*EXERCISE INSTRUCTIONS:* How many lines in this material include the string "that"? Answer with the number and nothing further.

*MATERIAL SHOWN:*
^^^^^^^^^^^^^^^^

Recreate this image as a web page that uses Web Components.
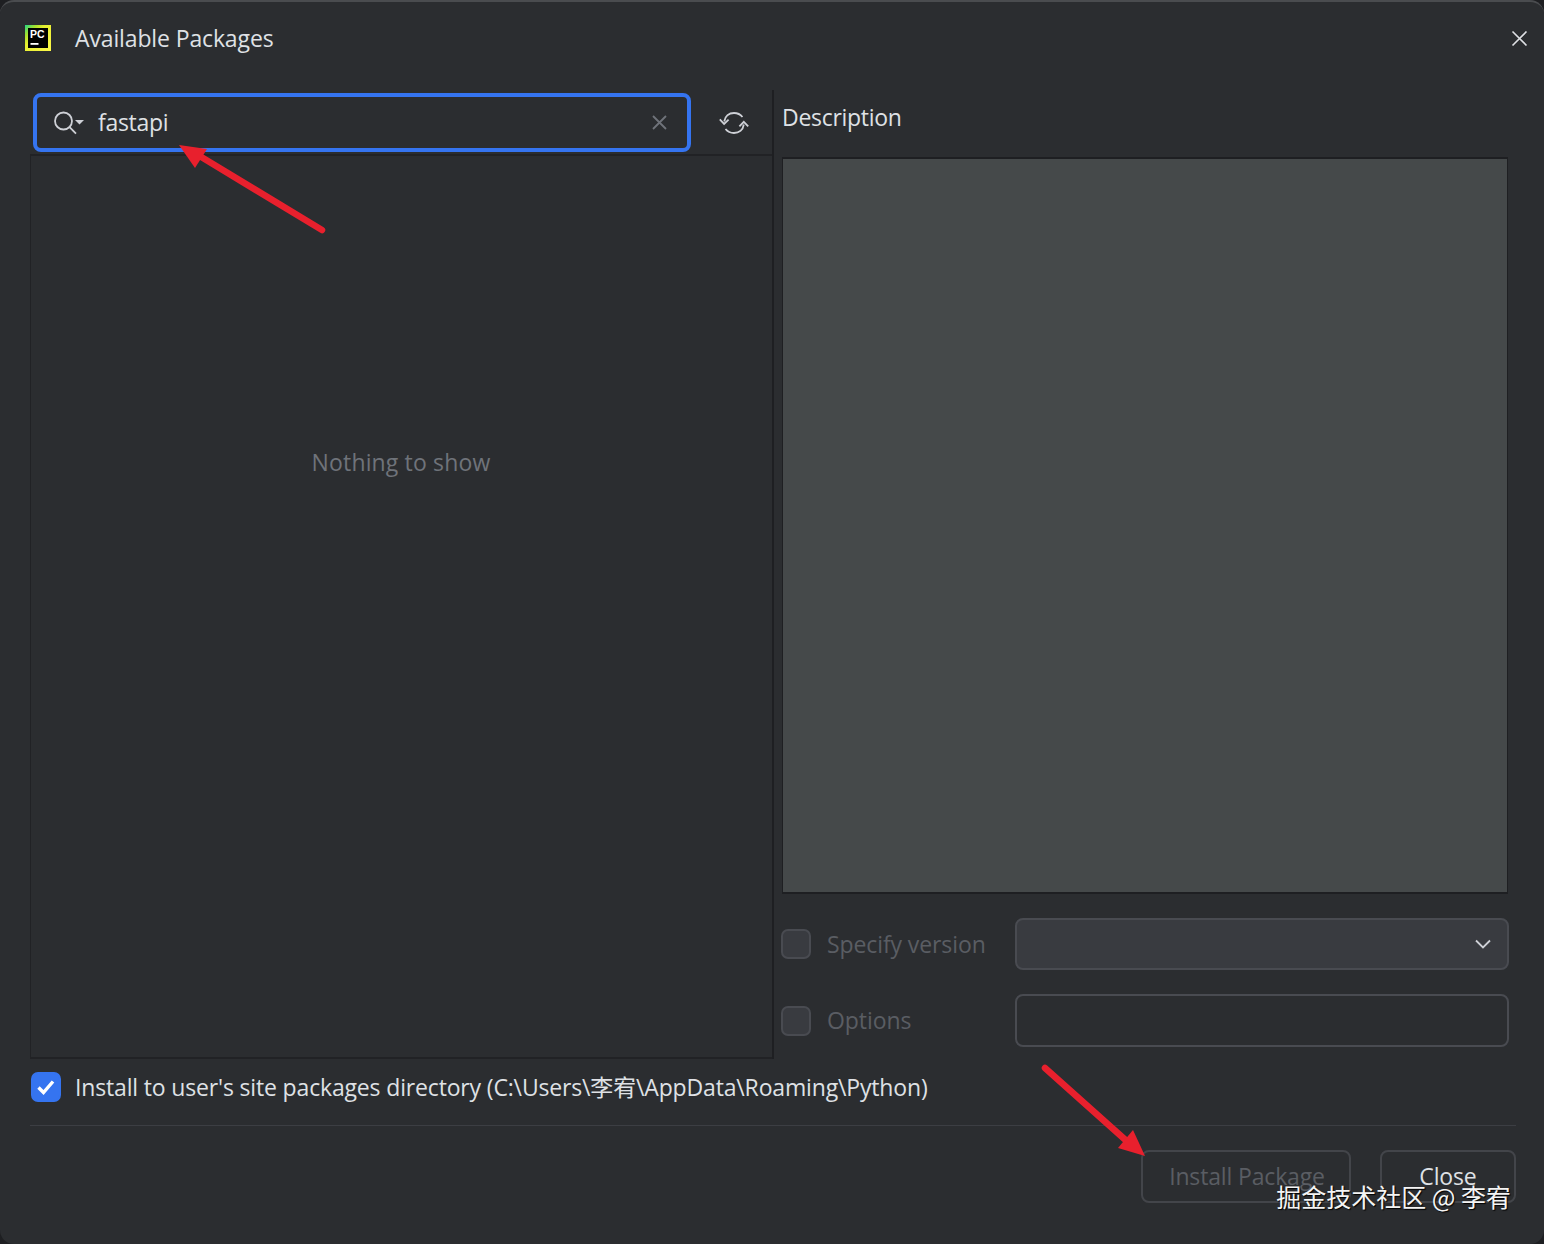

^^^^^^^^^^^^^^^^

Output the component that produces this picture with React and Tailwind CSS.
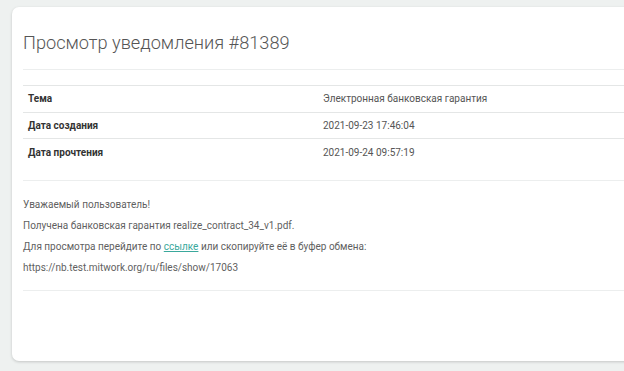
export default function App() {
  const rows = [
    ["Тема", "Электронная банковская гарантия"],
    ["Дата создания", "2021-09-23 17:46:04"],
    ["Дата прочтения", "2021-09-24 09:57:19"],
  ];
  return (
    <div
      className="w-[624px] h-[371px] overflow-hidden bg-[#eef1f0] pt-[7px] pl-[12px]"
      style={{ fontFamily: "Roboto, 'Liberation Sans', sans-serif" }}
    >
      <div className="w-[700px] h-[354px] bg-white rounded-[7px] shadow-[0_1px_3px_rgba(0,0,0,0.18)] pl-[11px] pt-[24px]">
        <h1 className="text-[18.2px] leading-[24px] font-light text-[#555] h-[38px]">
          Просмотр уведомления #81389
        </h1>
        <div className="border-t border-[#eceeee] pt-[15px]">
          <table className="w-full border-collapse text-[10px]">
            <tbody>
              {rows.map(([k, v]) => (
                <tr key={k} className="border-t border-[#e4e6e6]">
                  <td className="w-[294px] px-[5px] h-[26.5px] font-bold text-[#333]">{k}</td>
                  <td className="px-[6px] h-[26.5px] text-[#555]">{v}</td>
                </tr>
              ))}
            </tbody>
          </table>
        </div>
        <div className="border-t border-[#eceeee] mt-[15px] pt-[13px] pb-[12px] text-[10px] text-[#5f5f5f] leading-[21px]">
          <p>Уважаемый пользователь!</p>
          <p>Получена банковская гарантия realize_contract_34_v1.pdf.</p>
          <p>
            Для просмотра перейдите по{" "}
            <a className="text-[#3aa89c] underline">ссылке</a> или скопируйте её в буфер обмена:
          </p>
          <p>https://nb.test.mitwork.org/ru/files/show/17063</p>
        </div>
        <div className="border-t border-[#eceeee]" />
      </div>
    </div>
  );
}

^^^^^^^^^^^^^^^^

*EXERCISE RESULT:* 2